Dear Lana,

I think the only thing harder than trying to care about the world around you more than you care about yourself is trying to unsubscribe from The New Yorker email listserv (I’ve went on their website on three separate occasions, and now I have settled to blocking all incoming emails with “The New Yorker” in its email body). A lot like Norton antivirus software, The New Yorker email listserv is a lot like malware disguised as something helpful (it is not).

Sometime in middle school, I decided that I was going to be a jealous person. This was long before I went through my Nietzsche phase during senior year of high school. Jealousy is the realization of the schism between the life you have and the life you want. It is realized through other people because we are unable to contextualize our self except through perceiving others. Nietzsche said that jealousy is a good thing because it allows us to focus our attention where we lack the most, which I would largely agree with, but it is also something that is controllable. By controlling our exposure, we can control how jealous we are. If we want to be more jealous, then we could easily just download Instagram and simp over some celebrities or influencers. If we don’t want to be jealous, we could easily just delete social media and live the contemplative life. But that would be really boring, right?

During senior spring of college, I started watching a bunch of commencement speeches because I was bored out of my mind and since my commencement got hit with the ‘rona. I remember in the end of Steve Jobs’ speech, he said something along the lines of: “Stay hungry. Stay foolish.” He’s an entrepreneur, and I’m not an entrepreneur, so I have no intention of being foolish. My life is just a series of risk-averse decisions piled on top of one another. I could fuck with the “be hungry” part though. I thought I reached the point in my life where I wanted to settle down, move to suburban New York, and work a 9-5 until the end of time, but I don’t think I’m quite ready for that yet. I know I joke around about being a k-pop star a lot, but I genuinely want to be a k-pop star. The question, however, is how much risk am I willing to take and how hard am I willing to work to achieve that goal?

I was reading some writing by people who have quite similar ideas to me but express them in way that’s significantly less edgy than the way I do.

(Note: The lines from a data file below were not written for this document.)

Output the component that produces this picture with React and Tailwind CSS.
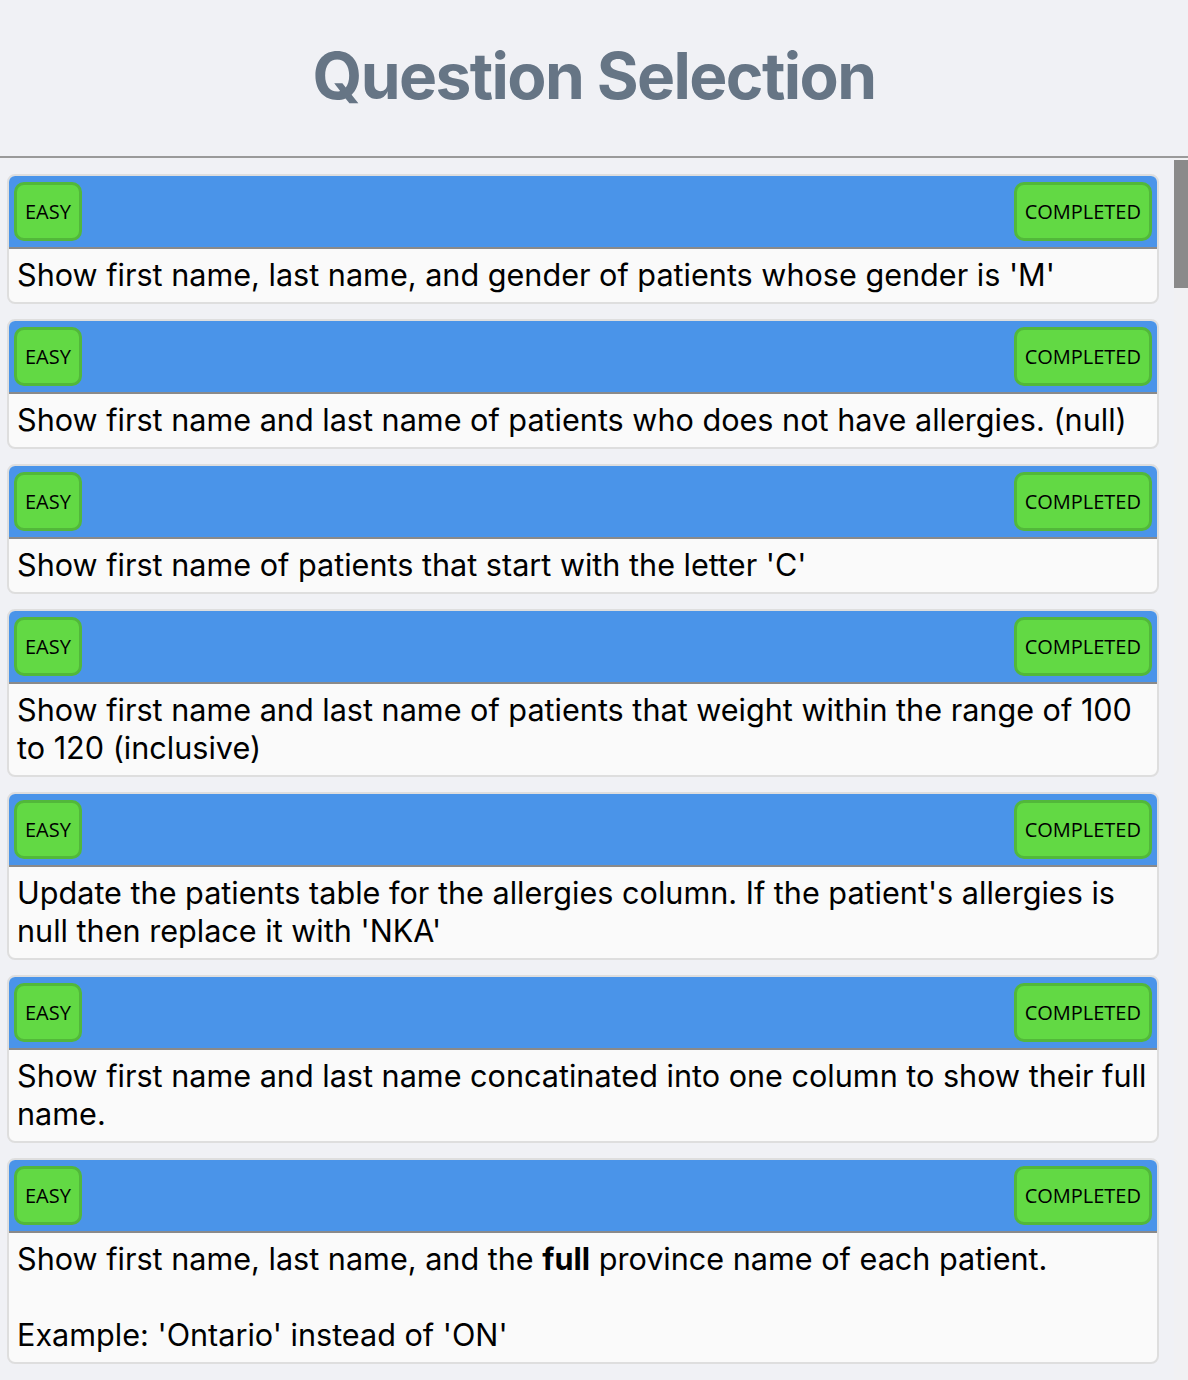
import React from "react";

const questions = [
  { text: "Show first name, last name, and gender of patients whose gender is 'M'" },
  { text: "Show first name and last name of patients who does not have allergies. (null)" },
  { text: "Show first name of patients that start with the letter 'C'" },
  { text: "Show first name and last name of patients that weight within the range of 100 to 120 (inclusive)" },
  { text: "Update the patients table for the allergies column. If the patient's allergies is null then replace it with 'NKA'" },
  { text: "Show first name and last name concatinated into one column to show their full name." },
  {
    node: (
      <>
        Show first name, last name, and the <b>full</b> province name of each patient.
        <br />
        <br />
        Example: 'Ontario' instead of 'ON'
      </>
    ),
  },
];

function Badge({ children }) {
  return (
    <div className="h-[59px] border-[3px] border-[#52b83a] bg-[#62d944] rounded-[10px] px-[8px] flex items-center text-[20px] text-black font-['Open_Sans',sans-serif]">
      {children}
    </div>
  );
}

function Card({ q }) {
  return (
    <div className="shrink-0 border-2 border-[#dedede] rounded-lg overflow-hidden bg-[#fafafa]">
      <div className="h-[73px] bg-[#4a94e9] border-b-2 border-[#8a8a8a] px-[5px] flex items-center justify-between">
        <Badge>EASY</Badge>
        <Badge>COMPLETED</Badge>
      </div>
      <div className="px-2 pt-[7px] pb-[8px] text-[30.6px] leading-[38px] text-black font-['Inter',sans-serif]">
        {q.node || q.text}
      </div>
    </div>
  );
}

export default function App() {
  return (
    <div className="h-[1380px] overflow-hidden bg-[#f0f1f5] flex flex-col">
      <header className="h-[158px] shrink-0 border-b-2 border-[#9a9a9a] flex items-center justify-center pb-1">
        <h1 className="text-[64px] font-bold tracking-tight text-[#667585] font-['Inter',sans-serif]">
          Question Selection
        </h1>
      </header>
      <div className="flex flex-1 min-h-0">
        <div className="flex-1 min-w-0 pl-[7px] pr-[15px] pt-4 flex flex-col gap-[15px] overflow-hidden">
          {questions.map((q, i) => (
            <Card key={i} q={q} />
          ))}
        </div>
        <div className="w-[14px] shrink-0 bg-[#f1f1f3] pt-[2px]">
          <div className="h-[128px] bg-[#8a8a8a]" />
        </div>
      </div>
    </div>
  );
}
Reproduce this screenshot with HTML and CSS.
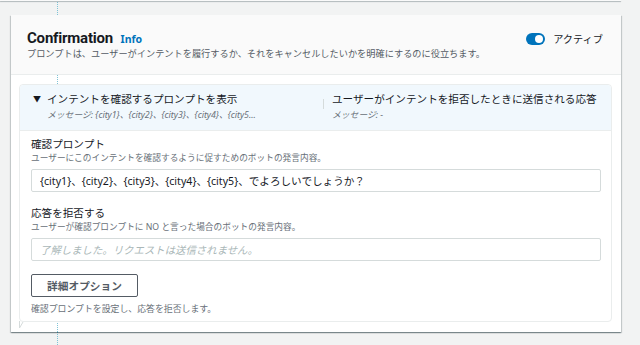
FILE: index.html
```html
<!DOCTYPE html>
<html lang="ja">

<head>
    <meta charset="UTF-8">
    <meta name="viewport" content="width=device-width, initial-scale=1.0">
    <title>Confirmation</title>

    <link rel="stylesheet" href="styles.css">
</head>

<body>

    <div class="page">
        <div class="prev-card"></div>

        <div class="card">
            <div class="card-header">
                <div class="header-text">
                    <h2>Confirmation <a href="#" class="info-link">Info</a></h2>
                    <p class="header-desc">プロンプトは、ユーザーがインテントを履行するか、それをキャンセルしたいかを明確にするのに役立ちます。</p>
                </div>
                <label class="toggle-wrap">
                    <span class="toggle"><span class="knob"></span></span>
                    <span class="toggle-label">アクティブ</span>
                </label>
            </div>

            <div class="card-body">
                <div class="prompt-box">
                    <div class="prompt-head">
                        <div class="head-col">
                            <div class="head-title"><span class="caret">▼</span>インテントを確認するプロンプトを表示</div>
                            <div class="head-sub">メッセージ: {city1}、{city2}、{city3}、{city4}、{city5…</div>
                        </div>
                        <div class="head-col head-right">
                            <div class="head-title">ユーザーがインテントを拒否したときに送信される応答</div>
                            <div class="head-sub">メッセージ: -</div>
                        </div>
                    </div>

                    <div class="prompt-body">
                        <div class="field">
                            <div class="field-label">確認プロンプト</div>
                            <div class="field-desc">ユーザーにこのインテントを確認するように促すためのボットの発言内容。</div>
                            <input type="text" class="text-input" value="{city1}、{city2}、{city3}、{city4}、{city5}、でよろしいでしょうか？">
                        </div>

                        <div class="field">
                            <div class="field-label">応答を拒否する</div>
                            <div class="field-desc">ユーザーが確認プロンプトに NO と言った場合のボットの発言内容。</div>
                            <input type="text" class="text-input" placeholder="了解しました。リクエストは送信されません。">
                        </div>

                        <button class="options-button">詳細オプション</button>
                        <div class="footer-desc">確認プロンプトを設定し、応答を拒否します。</div>
                    </div>

                    <svg class="tail" width="6" height="8" viewBox="0 0 6 8">
                        <path d="M0.5 0 V7 L4 1" fill="none" stroke="#d5dbdb" stroke-width="1" />
                    </svg>
                </div>
            </div>
        </div>
    </div>

</body>

</html>
```

FILE: styles.css
```css
body {
    font-family: "Noto Sans", "Noto Sans CJK JP", sans-serif;
    background-color: #f2f3f3;
    margin: 0;
    padding: 0;
    color: #16191f;
}

.page {
    position: relative;
    width: 610px;
    padding: 0 0 13px 11px;
}

/* dotted connector running behind the cards */
.page::before {
    content: "";
    position: absolute;
    left: 57px;
    top: 0;
    bottom: 0;
    border-left: 1px dotted #7fc3d6;
}

.prev-card {
    position: relative;
    margin-left: -11px;
    width: 621px;
    height: 1px;
    background-color: #fafafa;
    box-shadow: 0 1px 1px 0 rgba(0, 28, 36, 0.3);
    margin-bottom: 14px;
}

.card {
    position: relative;
    background-color: #fff;
    box-shadow: 0 1px 1px 0 rgba(0, 28, 36, 0.3), 1px 1px 1px 0 rgba(0, 28, 36, 0.15), -1px 1px 1px 0 rgba(0, 28, 36, 0.15);
}

.card-header {
    display: flex;
    justify-content: space-between;
    align-items: flex-start;
    background-color: #fafafa;
    border-bottom: 1px solid #eaeded;
    padding: 13px 16px 14px 16px;
}

h2 {
    margin: 0;
    font-family: Roboto, "Noto Sans", sans-serif;
    font-size: 15px;
    font-weight: 700;
    line-height: 20px;
    letter-spacing: -0.2px;
    color: #16191f;
}

.info-link {
    font-family: "Noto Sans", sans-serif;
    font-size: 10.5px;
    font-weight: 700;
    letter-spacing: 0;
    color: #0073bb;
    text-decoration: none;
    margin-left: 4px;
}

.header-desc {
    margin: -2px 0 0 0;
    font-size: 9.2px;
    line-height: 13px;
    color: #545b64;
    white-space: nowrap;
}

.toggle-wrap {
    display: flex;
    flex-shrink: 0;
    align-items: center;
    gap: 8px;
    margin-top: 3px;
    margin-right: 2px;
}

.toggle {
    display: flex;
    justify-content: flex-end;
    align-items: center;
    width: 19px;
    height: 12px;
    border-radius: 6px;
    background-color: #0073bb;
    padding: 0 2px;
    box-sizing: border-box;
}

.knob {
    width: 8px;
    height: 8px;
    border-radius: 50%;
    background-color: #fff;
}

.toggle-label {
    font-size: 10.2px;
    color: #16191f;
    white-space: nowrap;
}

.card-body {
    position: relative;
    padding: 9px 9px 10px 8px;
}

.card-body::before {
    content: "";
    position: absolute;
    left: 46px;
    top: 0;
    bottom: 0;
    border-left: 1px dotted #7fc3d6;
}

.prompt-box {
    position: relative;
    z-index: 1;
    background-color: #fff;
    border: 1px solid #eaeded;
    border-radius: 4px;
}

.tail {
    position: absolute;
    left: -1px;
    bottom: -8px;
}

.prompt-head {
    display: flex;
    box-sizing: border-box;
    height: 46px;
    background-color: #f1f8fd;
    border-bottom: 1px solid #eaeded;
    border-radius: 4px 4px 0 0;
    padding: 6px 0 0 13px;
}

.head-col {
    width: 290px;
}

.head-right {
    flex: 1;
    position: relative;
    padding-left: 9px;
}

.head-right::before {
    content: "";
    position: absolute;
    left: 0;
    top: 8px;
    height: 10px;
    border-left: 1px solid #d5dbdb;
}

.head-title {
    font-size: 10.6px;
    line-height: 16px;
    color: #16191f;
    white-space: nowrap;
}

.caret {
    display: inline-block;
    font-size: 8px;
    width: 14px;
    vertical-align: 1px;
    color: #16191f;
}

.head-sub {
    font-size: 8.8px;
    line-height: 16px;
    font-style: italic;
    color: #687078;
    padding-left: 14px;
    white-space: nowrap;
}

.head-right .head-sub {
    padding-left: 0;
}

.prompt-body {
    padding: 5px 10px 6px 11px;
}

.field {
    margin-bottom: 13px;
}

.field-label {
    font-size: 10.6px;
    line-height: 16px;
    color: #16191f;
}

.field-desc {
    font-size: 8.7px;
    line-height: 13px;
    color: #687078;
    margin-bottom: 4px;
    white-space: nowrap;
}

.text-input {
    display: block;
    width: 100%;
    height: 23px;
    box-sizing: border-box;
    border: 1px solid #d5dbdb;
    border-radius: 2px;
    padding: 0 8px;
    font-family: "Noto Sans", "Noto Sans CJK JP", sans-serif;
    font-size: 10.6px;
    color: #16191f;
    background-color: #fff;
}

.text-input::placeholder {
    color: #aab7b8;
    font-style: italic;
    font-size: 10.4px;
}

.options-button {
    display: block;
    width: 107px;
    height: 23px;
    margin-top: 14px;
    background-color: #fff;
    border: 1px solid #545b64;
    border-radius: 2px;
    font-family: "Noto Sans", "Noto Sans CJK JP", sans-serif;
    font-size: 10.7px;
    font-weight: 700;
    color: #545b64;
    padding: 0;
}

.field + .options-button {
    margin-top: 1px;
}

.footer-desc {
    margin-top: 5px;
    font-size: 8.9px;
    line-height: 13px;
    color: #687078;
}
```
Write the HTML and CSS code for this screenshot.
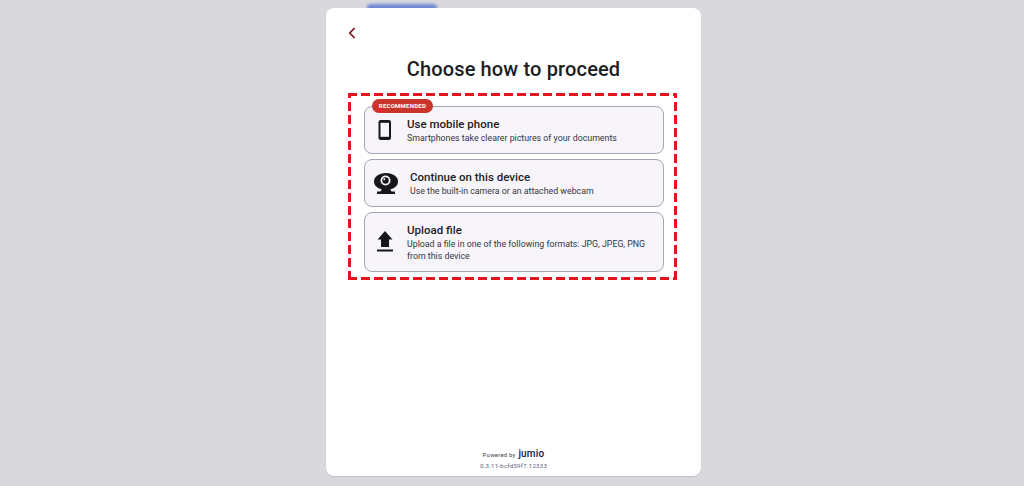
FILE: index.html
```html
<!DOCTYPE html>
<html lang="en">
<head>
<meta charset="utf-8">
<title>Choose how to proceed</title>
<link rel="stylesheet" href="styles.css">
</head>
<body>
<div class="glow"></div>
<main class="panel">
  <header class="top">
    <svg class="back" width="8" height="12" viewBox="0 0 8 12"><path d="M6.600 1 1.800 6l4.800 5" fill="none" stroke="#7d1a22" stroke-width="1.800"/></svg>
  </header>
  <h1 class="title">Choose how to proceed</h1>
  <section class="dashed">
    <div class="option">
      <span class="badge">RECOMMENDED</span>
      <svg class="icon phone" width="14" height="20" viewBox="0 0 14 20"><rect x="0.500" y="0" width="12.500" height="20" rx="2.200" fill="#15171c"/><rect x="2.500" y="2.800" width="8.500" height="14" fill="#f7f5f9"/></svg>
      <div class="text">
        <div class="name">Use mobile phone</div>
        <div class="desc">Smartphones take clearer pictures of your documents</div>
      </div>
    </div>
    <div class="option">
      <svg class="icon cam" width="24" height="21" viewBox="0 0 24 21"><path d="M12 0C5 0 0 3.600 0 8.500S5 17 12 17s12-3.600 12-8.500S19 0 12 0Z" fill="#15171c"/><circle cx="11.500" cy="7.500" r="5" fill="#f7f5f9"/><circle cx="11.500" cy="7.500" r="3.200" fill="#15171c"/><circle cx="10.300" cy="6.300" r="1" fill="#f7f5f9"/><path d="M8 16h8l1.500 2.500H21V21H3v-2.500h3.500Z" fill="#15171c"/></svg>
      <div class="text">
        <div class="name">Continue on this device</div>
        <div class="desc">Use the built-in camera or an attached webcam</div>
      </div>
    </div>
    <div class="option tall">
      <svg class="icon up" width="16" height="21" viewBox="0 0 16 21"><path d="M8 0 15.500 8.500H12V16H4V8.500H.5Z" fill="#15171c"/><rect x="0" y="18.500" width="16" height="2" fill="#15171c"/></svg>
      <div class="text">
        <div class="name">Upload file</div>
        <div class="desc">Upload a file in one of the following formats: JPG, JPEG, PNG<br>from this device</div>
      </div>
    </div>
  </section>
  <footer class="foot">
    <div class="powered"><span>Powered by</span> <b class="logo">jumio</b></div>
    <div class="ver">0.3.11-bcfd59f7.12333</div>
  </footer>
</main>
</body>
</html>
```
FILE: styles.css
```css
* { box-sizing: border-box; }
html, body { margin: 0; height: 100%; }
body {
  background: #d9d8dd;
  font-family: Roboto, "Liberation Sans", sans-serif;
  color: #1b1d24;
  display: flex;
  justify-content: center;
  align-items: flex-start;
  padding-top: 8px;
  overflow: hidden;
  position: relative;
}
.glow {
  position: absolute;
  left: 367px;
  top: 4px;
  width: 70px;
  height: 8px;
  border-radius: 5px;
  background: #6f88d4;
  filter: blur(1.500px);
}
.panel {
  position: relative;
  width: 375px;
  height: 468px;
  background: #fff;
  border-radius: 8px;
  box-shadow: 0 1px 1px rgba(0,0,0,.12);
  display: flex;
  flex-direction: column;
  margin-left: 3px;
}
.top { height: 32px; padding: 19px 0 0 22px; line-height: 0; }
.back { display: block; }
.title {
  margin: 17px 0 0;
  font-size: 20px;
  line-height: 24px;
  font-weight: 500;
  letter-spacing: .15px;
  text-align: center;
}
.dashed {
  margin: 12px 24px 0 22px;
  height: 187px;
  padding: 13px 13px 0 16px;
  display: flex;
  flex-direction: column;
  gap: 5px;
  background:
    repeating-linear-gradient(90deg, #e4141f 0 9px, transparent 9px 13px) top / 100% 3px no-repeat,
    repeating-linear-gradient(90deg, #e4141f 0 9px, transparent 9px 13px) bottom / 100% 3px no-repeat,
    repeating-linear-gradient(0deg, #e4141f 0 9px, transparent 9px 13px) left / 3px 100% no-repeat,
    repeating-linear-gradient(0deg, #e4141f 0 9px, transparent 9px 13px) right / 3px 100% no-repeat;
}
.option {
  position: relative;
  height: 48px;
  background: #f7f5f9;
  border: 1px solid #a3a5b3;
  border-radius: 8px;
  display: flex;
  align-items: center;
  padding-left: 13px;
  flex: none;
}
.tall { height: 60px; }
.icon { flex: none; }
.phone { margin-right: 15px; }
.cam { margin: 0 12px 0 -4px; }
.up { margin: -2px 14px 0 -1px; }
.name { font-size: 11.500px; line-height: 14px; font-weight: 500; }
.desc { font-size: 8.800px; line-height: 12px; color: #33353f; margin-top: 1px; }
.tall .name { position: relative; top: 1px; }
.tall .desc { margin-top: 2px; }
.badge {
  position: absolute;
  left: 7px;
  top: -8px;
  height: 14px;
  width: 61px;
  border-radius: 7px;
  background: #c9352b;
  color: #fff;
  font-size: 6px;
  line-height: 14px;
  font-weight: 700;
  text-align: center;
  letter-spacing: .25px;
}
.foot { margin-top: auto; padding-bottom: 5px; text-align: center; }
.powered { font-size: 6px; line-height: 10px; color: #3d3f4a; letter-spacing: .2px; }
.logo { font-size: 10px; color: #10204a; font-weight: 500; margin-left: 1px; }
.ver { font-size: 6px; line-height: 10px; color: #5a6079; letter-spacing: .3px; margin-top: 1px; }
```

Most of the time, I think I’m too cynical for my own good. I do recognize that it’s a problem, but I’m not sure how I should deal with that yet. I like to think that I have reasons justify my edginess compared to other people, but I think my life falls within a standard deviation of what most people would consider to be a “normal” life, at least as normal as it gets for an middle-class Asian American male growing up in a white suburb. Nothing made me this way; there are certain things that have influenced me one way or another, but I chose to let those parts of my past influence me.

When people write autobiographies, they pick and choose what parts of their lives influence them. But, at the very end, it is we who actively choose what we want to become; we simply justify the parts of our past that influenced our decision afterwards.

I was watching some of xQc’s content the other day, and I was interested in how he made a brand out of in-game toxicity. Tyler1 has a similar appeal. Considering a lot of their viewers are male, I wonder how much of this toxicity is baked into masculinity. Considering how my writing is quite edgy sometimes, I wonder how much of my own views on the world fall within this same commodification of toxicity. I don’t do it on purpose; it’s just what naturally bubbles up in my thoughts. I would hate it if toxicity was a part of my brand, but my writing is naturally quite toxic (although not as toxic as it was three years ago). I would say I’m just as edgy in real life, not necessarily in the things I say but more the things I do — mixing designer and thrifted clothes together in the same outfit, buying knock-off products online on purpose, ironically being sad. It’s a life choice. Being “normal” probably makes it a lot easier to fit into society, but it’s not particularly a choice I want to make.

A lot of philosophers idealize the idea of being an outsider. I think that’s kinda dumb. Why would you want to be an outsider when it would make your life 10x harder? I think the move is to ironically be normal, then you can stay true to your values but also fit into society and function like a productive contributor to consumerism.